La ferme leur a coûté 600.000 euros pour les bâtiments et les travaux d'aménagement, financés par de l'emprunt. Les prairies où les chèvres paissent sont louées, ainsi que les vergers.

Pour Tifenn Baumont, ouvrier agricole de 30 ans qui pense s'installer en collectif en élevage et maraîchage, la difficulté est de "trouver du foncier, surtout quand on n'est pas issu du milieu agricole.

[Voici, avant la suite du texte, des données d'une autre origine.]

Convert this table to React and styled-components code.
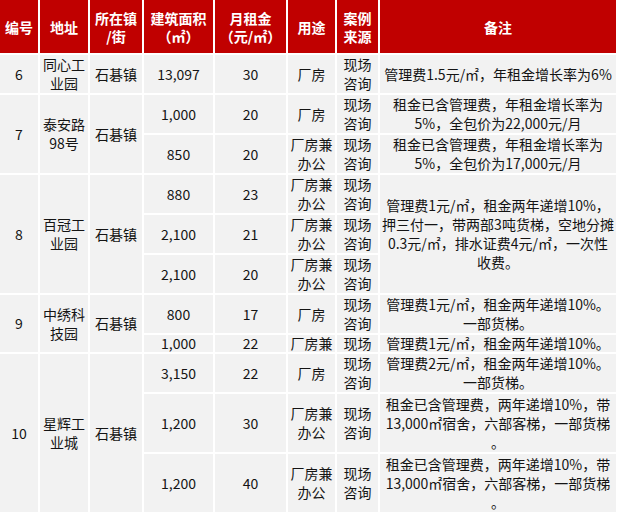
import React from "react";
import styled, { createGlobalStyle } from "styled-components";

const GlobalStyle = createGlobalStyle`
  html, body {
    margin: 0;
    padding: 0;
    background: #ffffff;
  }
  body {
    font-family: "Noto Sans CJK SC", "Noto Sans", sans-serif;
  }
`;

const Grid = styled.div`
  display: grid;
  width: 616px;
  grid-template-columns: 38px 48px 52px 69px 71px 47px 41px 236px;
  grid-template-rows: 53px repeat(7, 38px) 17px 38px 58px 58px;
  gap: 2px;
  background: #ffffff;
`;

const Cell = styled.div`
  grid-row: ${(p) => p.$r} / span ${(p) => p.$rs || 1};
  grid-column: ${(p) => p.$c};
  display: flex;
  flex-direction: column;
  align-items: center;
  justify-content: center;
  overflow: hidden;
  text-align: center;
  background: ${(p) => (p.$head ? "#c00000" : "#f2f2f2")};
  color: ${(p) => (p.$head ? "#ffffff" : "#141414")};
  font-weight: ${(p) => (p.$head ? 700 : 400)};
  font-size: 14px;
  line-height: ${(p) => (p.$head ? "18px" : p.$tight ? "17px" : "19px")};
`;

const Line = styled.span`
  display: block;
  white-space: nowrap;
`;

const Text = ({ lines }) =>
  [].concat(lines).map((l, i) => <Line key={i}>{l}</Line>);

const head = [
  "编号",
  "地址",
  ["所在镇", "/街"],
  ["建筑面积", "（㎡）"],
  ["月租金", "（元/㎡）"],
  "用途",
  ["案例", "来源"],
  "备注",
];

// groups: number, address, first grid row, rows spanned
const groups = [
  { no: "6", addr: ["同心工", "业园"], r: 2, rs: 1 },
  { no: "7", addr: ["泰安路", "98号"], r: 3, rs: 2 },
  { no: "8", addr: ["百冠工", "业园"], r: 5, rs: 3 },
  { no: "9", addr: ["中绣科", "技园"], r: 8, rs: 2 },
  { no: "10", addr: ["星辉工", "业城"], r: 10, rs: 3 },
];

const both = ["现场", "咨询"];

const rows = [
  { area: "13,097", rent: "30", use: ["厂房"], src: both },
  { area: "1,000", rent: "20", use: ["厂房"], src: both },
  { area: "850", rent: "20", use: ["厂房兼", "办公"], src: both },
  { area: "880", rent: "23", use: ["厂房兼", "办公"], src: both },
  { area: "2,100", rent: "21", use: ["厂房兼", "办公"], src: both },
  { area: "2,100", rent: "20", use: ["厂房兼", "办公"], src: both },
  { area: "800", rent: "17", use: ["厂房"], src: both },
  { area: "1,000", rent: "22", use: ["厂房兼"], src: ["现场"], tight: true },
  { area: "3,150", rent: "22", use: ["厂房"], src: both },
  { area: "1,200", rent: "30", use: ["厂房兼", "办公"], src: both },
  { area: "1,200", rent: "40", use: ["厂房兼", "办公"], src: both },
];

const notes = [
  { r: 2, rs: 1, lines: ["管理费1.5元/㎡，年租金增长率为6%"] },
  { r: 3, rs: 1, lines: ["租金已含管理费，年租金增长率为", "5%，全包价为22,000元/月"] },
  { r: 4, rs: 1, lines: ["租金已含管理费，年租金增长率为", "5%，全包价为17,000元/月"] },
  {
    r: 5,
    rs: 3,
    lines: [
      "管理费1元/㎡，租金两年递增10%，",
      "押三付一，带两部3吨货梯，空地分摊",
      "0.3元/㎡，排水证费4元/㎡，一次性",
      "收费。",
    ],
  },
  { r: 8, rs: 1, lines: ["管理费1元/㎡，租金两年递增10%。", "一部货梯。"] },
  { r: 9, rs: 1, tight: true, lines: ["管理费1元/㎡，租金两年递增10%。"] },
  { r: 10, rs: 1, lines: ["管理费2元/㎡，租金两年递增10%。", "一部货梯。"] },
  { r: 11, rs: 1, lines: ["租金已含管理费，两年递增10%，带", "13,000㎡宿舍，六部客梯，一部货梯", "。"] },
  { r: 12, rs: 1, lines: ["租金已含管理费，两年递增10%，带", "13,000㎡宿舍，六部客梯，一部货梯", "。"] },
];

export default function App() {
  return (
    <>
      <GlobalStyle />
      <Grid>
        {head.map((h, i) => (
          <Cell key={"h" + i} $head $r={1} $c={i + 1}>
            <Text lines={h} />
          </Cell>
        ))}
        {groups.map((g) => (
          <React.Fragment key={g.no}>
            <Cell $r={g.r} $rs={g.rs} $c={1}>
              <Text lines={g.no} />
            </Cell>
            <Cell $r={g.r} $rs={g.rs} $c={2}>
              <Text lines={g.addr} />
            </Cell>
            <Cell $r={g.r} $rs={g.rs} $c={3}>
              <Text lines="石碁镇" />
            </Cell>
          </React.Fragment>
        ))}
        {rows.map((row, i) => (
          <React.Fragment key={"r" + i}>
            <Cell $r={i + 2} $c={4} $tight={row.tight}>
              <Text lines={row.area} />
            </Cell>
            <Cell $r={i + 2} $c={5} $tight={row.tight}>
              <Text lines={row.rent} />
            </Cell>
            <Cell $r={i + 2} $c={6} $tight={row.tight}>
              <Text lines={row.use} />
            </Cell>
            <Cell $r={i + 2} $c={7} $tight={row.tight}>
              <Text lines={row.src} />
            </Cell>
          </React.Fragment>
        ))}
        {notes.map((n) => (
          <Cell key={"n" + n.r} $r={n.r} $rs={n.rs} $c={8} $tight={n.tight}>
            <Text lines={n.lines} />
          </Cell>
        ))}
      </Grid>
    </>
  );
}
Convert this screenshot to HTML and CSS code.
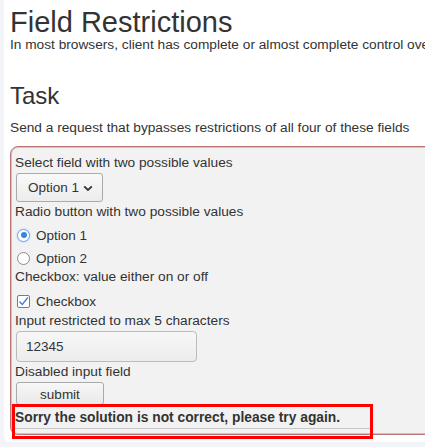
FILE: index.html
```html
<!DOCTYPE html>
<html>
<head>
<meta charset="utf-8">
<link rel="stylesheet" href="styles.css">
</head>
<body>
<div class="page">
  <h1 class="title">Field Restrictions</h1>
  <p class="text intro">In most browsers, client has complete or almost complete control over the appearance and behavior of form fields.</p>
  <h2 class="subtitle">Task</h2>
  <p class="text task">Send a request that bypasses restrictions of all four of these fields</p>
  <form class="form">
    <div class="label">Select field with two possible values</div>
    <div class="select">
      <span>Option 1</span>
      <svg class="chev" width="10" height="7" viewBox="0 0 10 7"><path d="M1.2 1.3 L5 5 L8.8 1.3" fill="none" stroke="#333" stroke-width="1.8"/></svg>
    </div>
    <div class="label l2">Radio button with two possible values</div>
    <label class="choice r1"><span class="radio checked"></span>Option 1</label>
    <label class="choice r2"><span class="radio"></span>Option 2</label>
    <div class="label l3">Checkbox: value either on or off</div>
    <label class="choice c1"><span class="check"><svg width="11" height="11" viewBox="0 0 11 11"><path d="M1.5 5.5 L4.3 8.5 L9.8 1.5" fill="none" stroke="#3b7fd6" stroke-width="1.3"/></svg></span>Checkbox</label>
    <div class="label l4">Input restricted to max 5 characters</div>
    <div class="input">12345</div>
    <div class="label l5">Disabled input field</div>
    <div class="submit">submit</div>
    <div class="message">Sorry the solution is not correct, please try again.</div>
    <div class="highlight"></div>
  </form>
</div>
</body>
</html>
```
FILE: styles.css
```css
html, body {
  margin: 0;
  padding: 0;
  background: #f3f4f8;
  overflow: hidden;
  height: 447px;
}
.page {
  position: relative;
  margin-left: 4px;
  width: 460px;
  height: 442px;
  background: #fff;
  border-bottom-left-radius: 6px;
  padding-left: 6px;
  box-sizing: border-box;
  font-family: "Liberation Sans", Arial, sans-serif;
  color: #333;
  overflow: hidden;
}
.title {
  margin: 0;
  padding-top: 5px;
  font-size: 29px;
  line-height: 34px;
  font-weight: normal;
  color: #333;
}
.text {
  margin: 0;
  font-size: 13.7px;
  line-height: 16px;
  white-space: nowrap;
  color: #333;
}
.intro {
  margin-top: -2px;
}
.subtitle {
  margin: 0;
  margin-top: 29px;
  font-size: 24px;
  line-height: 28px;
  font-weight: normal;
  color: #333;
}
.task {
  margin-top: 10px;
}
.form {
  position: relative;
  margin: 0;
  margin-top: 10px;
  width: 440px;
  background: #f2f2f2;
  border: 1px solid #b97474;
  box-shadow: inset 0 1px 0 #dcbcbc, inset 1px 0 0 #dcbcbc, inset 0 -1px 0 #dcbcbc;
  border-radius: 8px;
  padding: 8px 0 5px 4px;
  box-sizing: border-box;
  font-size: 13.7px;
}
.label {
  line-height: 16px;
  color: #333;
}
.select {
  display: flex;
  align-items: center;
  gap: 4px;
  margin-top: 2px;
  margin-left: 1px;
  width: 87px;
  height: 29px;
  box-sizing: border-box;
  border: 1px solid #aaa;
  border-radius: 3px;
  background: linear-gradient(#f9f9f9, #ececec);
  padding-left: 11px;
  font-size: 13.5px;
  color: #333;
}
.chev {
  margin-top: 1px;
}
.l2 { margin-top: 2px; }
.choice {
  display: flex;
  align-items: center;
  height: 22px;
  font-size: 13.5px;
  color: #333;
}
.r1 { margin-top: 4px; }
.r2 { margin-top: 1px; }
.radio {
  width: 13px;
  height: 13px;
  box-sizing: border-box;
  border: 1px solid #8a8a8a;
  border-radius: 50%;
  background: #fff;
  margin-left: 2px;
  margin-right: 6px;
  display: flex;
  align-items: center;
  justify-content: center;
}
.radio.checked {
  border-color: #7aa7dc;
  box-shadow: 0 0 2px #9cc2f0;
}
.radio.checked::after {
  content: "";
  width: 6px;
  height: 6px;
  border-radius: 50%;
  background: #3d84db;
}
.l3 { margin-top: 0; }
.c1 { margin-top: 5px; }
.check {
  width: 13px;
  height: 13px;
  box-sizing: border-box;
  border: 1px solid #7a7a7a;
  border-radius: 2px;
  background: #fff;
  margin-left: 2px;
  margin-right: 6px;
  display: flex;
  align-items: center;
  justify-content: center;
}
.l4 { margin-top: 1px; }
.input {
  margin-top: 2px;
  margin-left: 1px;
  width: 181px;
  height: 31px;
  box-sizing: border-box;
  border: 1px solid #bbb;
  border-radius: 4px;
  background: linear-gradient(#f7f7f7, #ececec);
  padding-left: 9px;
  line-height: 29px;
  font-size: 13.5px;
  color: #333;
}
.l5 { margin-top: 2px; }
.submit {
  margin-top: 2px;
  margin-left: 1px;
  width: 88px;
  height: 23px;
  box-sizing: border-box;
  border: 1px solid #aaa;
  border-radius: 3px;
  background: linear-gradient(#f7f7f7, #e9e9e9);
  text-align: center;
  line-height: 24px;
  font-size: 13.5px;
  color: #333;
}
.message {
  width: 356px;
  height: 24px;
  box-sizing: border-box;
  border-bottom: 1px solid #c8c8c8;
  font-weight: bold;
  font-size: 13.8px;
  line-height: 25px;
  color: #333;
}
.highlight {
  position: absolute;
  left: 1px;
  top: 257px;
  width: 361px;
  height: 35px;
  box-sizing: border-box;
  border: 3px solid #f00;
}
```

Beaucoup de choses se passent en informel", constate-t-il.

Il y a aussi "le coût de rachat". Pour du terrain, des bâtiments d'élevage, un logement, des travaux, "on arrive vite à un million d'euros".

"Beaucoup de paysans espèrent améliorer leurs retraites par la vente de leurs fermes ou la location des terres", complète Raphaël Cotty, de la Confédération paysanne.

Cinq ans après l'installation, "95% des jeunes agriculteurs aidés sont toujours là" et se dégagent a minima un Smic, indique Arnaud Lecuyer, vice-président de Région en charge de l'agriculture.

Les nouveaux exploitants agricoles sont accompagnés "sur le volet économique, social, notamment le temps de travail" qui n'est "pas toujours appréhendé de la bonne façon", mais aussi pour rendre son système d'exploitation "résilient (face) au changement climatique et réduire son empreinte carbone", poursuit-il.

"Une partie des financements demain, que ce soit les aides publiques ou les financements bancaires, vont tourner autour de la capacité d'une ferme à répondre à ces questions", souligne Arnaud Lecuyer.

Première région agricole de France, la Bretagne ambitionne d'installer un millier de jeunes agriculteurs par an d'ici 2028, contre environ 500 actuellement. La Région propose une dotation jeune agriculteur de 22.000 euros, des aides à l'investissement et un prêt d'honneur de 35.000 euros.